◆ Task requirements
Collect from the data below each line with "this".

◆ Material
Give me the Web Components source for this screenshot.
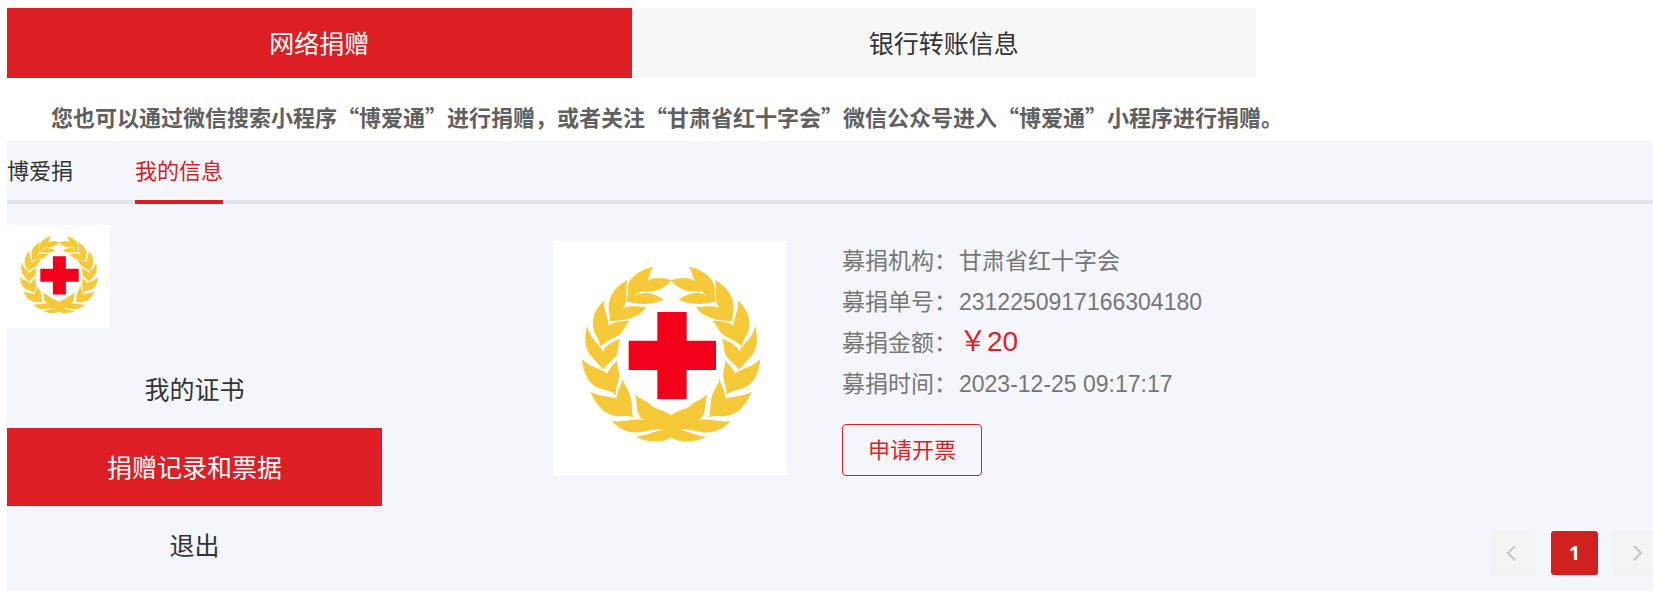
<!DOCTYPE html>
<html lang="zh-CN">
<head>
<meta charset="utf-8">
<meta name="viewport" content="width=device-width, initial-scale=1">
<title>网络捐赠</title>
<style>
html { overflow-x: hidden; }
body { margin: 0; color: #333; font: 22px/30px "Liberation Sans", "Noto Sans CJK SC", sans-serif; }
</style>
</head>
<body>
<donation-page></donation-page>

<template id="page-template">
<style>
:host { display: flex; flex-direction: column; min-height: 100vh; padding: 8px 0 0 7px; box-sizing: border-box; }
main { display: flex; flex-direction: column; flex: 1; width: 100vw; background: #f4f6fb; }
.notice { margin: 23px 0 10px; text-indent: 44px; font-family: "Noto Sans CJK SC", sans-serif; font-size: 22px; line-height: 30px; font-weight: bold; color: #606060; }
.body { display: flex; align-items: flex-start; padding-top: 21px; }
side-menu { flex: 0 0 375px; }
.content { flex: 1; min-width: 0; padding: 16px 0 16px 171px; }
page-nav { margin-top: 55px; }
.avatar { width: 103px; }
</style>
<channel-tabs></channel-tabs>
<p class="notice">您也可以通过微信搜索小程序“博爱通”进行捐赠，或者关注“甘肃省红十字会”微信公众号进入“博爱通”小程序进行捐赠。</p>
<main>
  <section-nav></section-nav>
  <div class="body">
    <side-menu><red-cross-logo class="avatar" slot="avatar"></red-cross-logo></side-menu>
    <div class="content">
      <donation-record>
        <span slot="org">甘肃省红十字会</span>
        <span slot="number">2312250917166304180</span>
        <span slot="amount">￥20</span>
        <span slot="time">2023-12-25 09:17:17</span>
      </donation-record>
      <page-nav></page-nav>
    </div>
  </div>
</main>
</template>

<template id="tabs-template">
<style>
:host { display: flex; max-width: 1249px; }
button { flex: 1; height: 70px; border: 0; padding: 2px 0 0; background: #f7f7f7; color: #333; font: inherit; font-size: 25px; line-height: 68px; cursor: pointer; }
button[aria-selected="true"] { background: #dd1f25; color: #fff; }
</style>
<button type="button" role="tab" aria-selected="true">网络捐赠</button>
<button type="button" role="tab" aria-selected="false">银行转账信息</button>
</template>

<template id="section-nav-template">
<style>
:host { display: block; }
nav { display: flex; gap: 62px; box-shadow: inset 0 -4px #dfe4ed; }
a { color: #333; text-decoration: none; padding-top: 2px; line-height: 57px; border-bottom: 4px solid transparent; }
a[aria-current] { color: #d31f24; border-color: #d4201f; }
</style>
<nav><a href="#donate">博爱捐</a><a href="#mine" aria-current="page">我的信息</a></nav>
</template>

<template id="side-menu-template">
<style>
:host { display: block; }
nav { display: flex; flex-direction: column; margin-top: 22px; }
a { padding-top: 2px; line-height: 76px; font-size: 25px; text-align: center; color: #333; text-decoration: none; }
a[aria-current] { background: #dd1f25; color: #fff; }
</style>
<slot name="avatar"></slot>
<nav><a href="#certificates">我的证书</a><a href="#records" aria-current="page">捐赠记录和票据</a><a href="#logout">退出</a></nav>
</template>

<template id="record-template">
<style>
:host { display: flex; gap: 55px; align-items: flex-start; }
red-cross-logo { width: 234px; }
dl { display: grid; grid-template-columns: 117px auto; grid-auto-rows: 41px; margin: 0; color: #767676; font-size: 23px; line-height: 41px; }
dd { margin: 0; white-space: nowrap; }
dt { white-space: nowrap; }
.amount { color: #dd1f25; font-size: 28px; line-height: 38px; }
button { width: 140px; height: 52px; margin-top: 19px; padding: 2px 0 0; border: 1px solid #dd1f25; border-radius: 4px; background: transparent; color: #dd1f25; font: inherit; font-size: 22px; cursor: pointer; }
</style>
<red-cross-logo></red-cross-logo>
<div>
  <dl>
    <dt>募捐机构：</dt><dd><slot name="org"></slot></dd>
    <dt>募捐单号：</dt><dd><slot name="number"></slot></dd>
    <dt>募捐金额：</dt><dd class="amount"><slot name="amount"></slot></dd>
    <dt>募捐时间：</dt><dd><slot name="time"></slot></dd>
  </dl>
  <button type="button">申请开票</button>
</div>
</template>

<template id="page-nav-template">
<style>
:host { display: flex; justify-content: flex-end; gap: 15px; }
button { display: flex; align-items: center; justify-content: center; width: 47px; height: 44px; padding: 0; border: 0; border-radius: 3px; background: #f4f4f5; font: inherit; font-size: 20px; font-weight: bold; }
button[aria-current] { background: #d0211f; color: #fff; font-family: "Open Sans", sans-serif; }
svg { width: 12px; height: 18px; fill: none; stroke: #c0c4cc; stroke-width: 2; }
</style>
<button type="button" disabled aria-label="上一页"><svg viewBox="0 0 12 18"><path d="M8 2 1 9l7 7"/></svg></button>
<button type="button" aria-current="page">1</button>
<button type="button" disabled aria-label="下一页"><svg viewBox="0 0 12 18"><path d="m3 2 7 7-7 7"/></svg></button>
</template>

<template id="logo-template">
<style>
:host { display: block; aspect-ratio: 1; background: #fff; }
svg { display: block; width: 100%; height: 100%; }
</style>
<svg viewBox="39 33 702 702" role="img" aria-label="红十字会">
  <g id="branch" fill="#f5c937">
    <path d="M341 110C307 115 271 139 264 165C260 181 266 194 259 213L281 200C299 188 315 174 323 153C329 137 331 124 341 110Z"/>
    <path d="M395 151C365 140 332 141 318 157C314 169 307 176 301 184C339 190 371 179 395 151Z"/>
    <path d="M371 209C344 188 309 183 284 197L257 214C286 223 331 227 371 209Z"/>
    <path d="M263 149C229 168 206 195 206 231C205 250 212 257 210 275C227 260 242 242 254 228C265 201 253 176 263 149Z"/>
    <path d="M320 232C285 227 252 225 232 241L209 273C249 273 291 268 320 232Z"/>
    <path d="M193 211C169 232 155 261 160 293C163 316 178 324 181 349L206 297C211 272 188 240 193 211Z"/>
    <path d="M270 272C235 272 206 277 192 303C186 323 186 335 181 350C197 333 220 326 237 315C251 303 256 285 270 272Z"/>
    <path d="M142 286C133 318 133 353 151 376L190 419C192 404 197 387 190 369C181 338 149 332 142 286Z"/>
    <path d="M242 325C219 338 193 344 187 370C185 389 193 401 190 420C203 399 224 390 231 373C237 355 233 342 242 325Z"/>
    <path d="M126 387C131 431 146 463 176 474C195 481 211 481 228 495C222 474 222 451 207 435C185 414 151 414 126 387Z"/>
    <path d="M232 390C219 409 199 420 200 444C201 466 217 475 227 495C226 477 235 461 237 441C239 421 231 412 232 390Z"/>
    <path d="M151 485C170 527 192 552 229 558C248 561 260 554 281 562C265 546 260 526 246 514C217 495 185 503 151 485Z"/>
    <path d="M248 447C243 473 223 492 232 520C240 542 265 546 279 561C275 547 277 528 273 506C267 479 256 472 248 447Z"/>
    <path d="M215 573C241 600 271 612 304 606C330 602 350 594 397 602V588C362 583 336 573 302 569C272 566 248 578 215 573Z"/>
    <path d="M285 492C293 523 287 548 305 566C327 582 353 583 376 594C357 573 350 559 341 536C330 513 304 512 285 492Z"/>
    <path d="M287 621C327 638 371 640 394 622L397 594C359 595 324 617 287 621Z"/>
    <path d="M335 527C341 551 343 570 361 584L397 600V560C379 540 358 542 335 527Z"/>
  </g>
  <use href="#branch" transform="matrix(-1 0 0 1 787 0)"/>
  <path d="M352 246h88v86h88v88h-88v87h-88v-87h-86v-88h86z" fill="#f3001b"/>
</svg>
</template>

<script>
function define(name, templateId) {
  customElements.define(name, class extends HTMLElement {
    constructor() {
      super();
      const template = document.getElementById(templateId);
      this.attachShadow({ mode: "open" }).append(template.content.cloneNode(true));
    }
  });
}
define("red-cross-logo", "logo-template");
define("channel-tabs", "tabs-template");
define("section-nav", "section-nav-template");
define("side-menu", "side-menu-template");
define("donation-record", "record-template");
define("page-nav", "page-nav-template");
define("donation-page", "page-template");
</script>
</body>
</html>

◆ Response
Give me the Web Components source for this screenshot.
      this.attachShadow({ mode: "open" }).append(template.content.cloneNode(true));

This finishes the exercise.